Roger Assaker, President, Engineering Software Division, Hexagon, comments: "AI is becoming an increasingly interesting tool for design and engineering, and is driving virtual engineering forward. It offers the potential to shorten the complete design phase, which could previously take days or weeks, to minutes or hours, without diminishing the quality of the simulation. What's more, Odyssee A-Eye's user-friendly design makes it easy to integrate this platform into modern engineering practices, bringing a highly advanced process within everyone's reach and delivering results in an accessible format."
The right strategy to boost computer-aided engineering
Hexagon's Manufacturing Intelligence division announced new plans for structure and growth in the field of computer-aided engineering (CAE) at its first simulation-focused conference, HxGN Live Design & Engineering 2021.
Hexagon has been steadily expanding its CAE offering since acquiring MSC Software in 2017. The supplier thus helps its customers push back the boundaries of design and engineering, and analyze manufacturing parameters at an earlier stage during product development, thanks to simulation functionalities and intelligent manufacturing solutions that leverage the full range of ecosystem technologies from Hexagon and its partners.
"Hexagon invests 12 % of its sales directly in R&D, and does the same in CAE to drive innovation. In just four years, we have acquired a portfolio that far exceeds the offerings of companies specializing solely in simulation. In fact, our range covers a variety of needs that a customer may have throughout the product lifecycle, regardless of development approach or sector. What's more, we've developed this range based on a key Hexagon value: openness. There are no "business silos" in our offering, says Roger Assaker, President of Hexagon's Engineering Software Division. Our mission is to help our customers manufacture sustainable products more rationally, right from the design phase. And we want them to be able to do this in the most efficient way in terms of workflows and tool chains."
Hexagon's CAE offering is now structured into eight "Centers of Excellence" (CoEs). Each focuses on a particular type of physics, while enabling greater workflow interoperability through a common collaboration platform, to achieve generative, multiphysics designs with unique data management and complete solutions combining virtual and real data.

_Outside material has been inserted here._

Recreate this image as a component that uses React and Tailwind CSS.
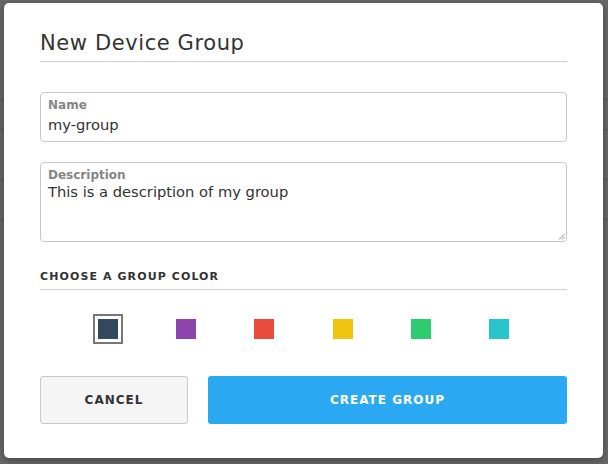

Roger Assaker also revealed that artificial intelligence (AI) was one of Hexagon's key cross-functional developments, to deliver physical and data-driven solutions in every CoE. Hexagon applies AI to improve accuracy, harness data and solve problems in seconds that previously required hours or days of intervention. To this end, the supplier draws on its capabilities in finite element and finite volume analysis, and other numerical simulations, without compromising fidelity.
The aim is to help customers design parts that work as intended when manufactured, democratizing CAE by making predictive data available to different types of collaborators (not just designers), introducing simulation at all levels - from the manufacturing floor to management - and multiplying user experiences.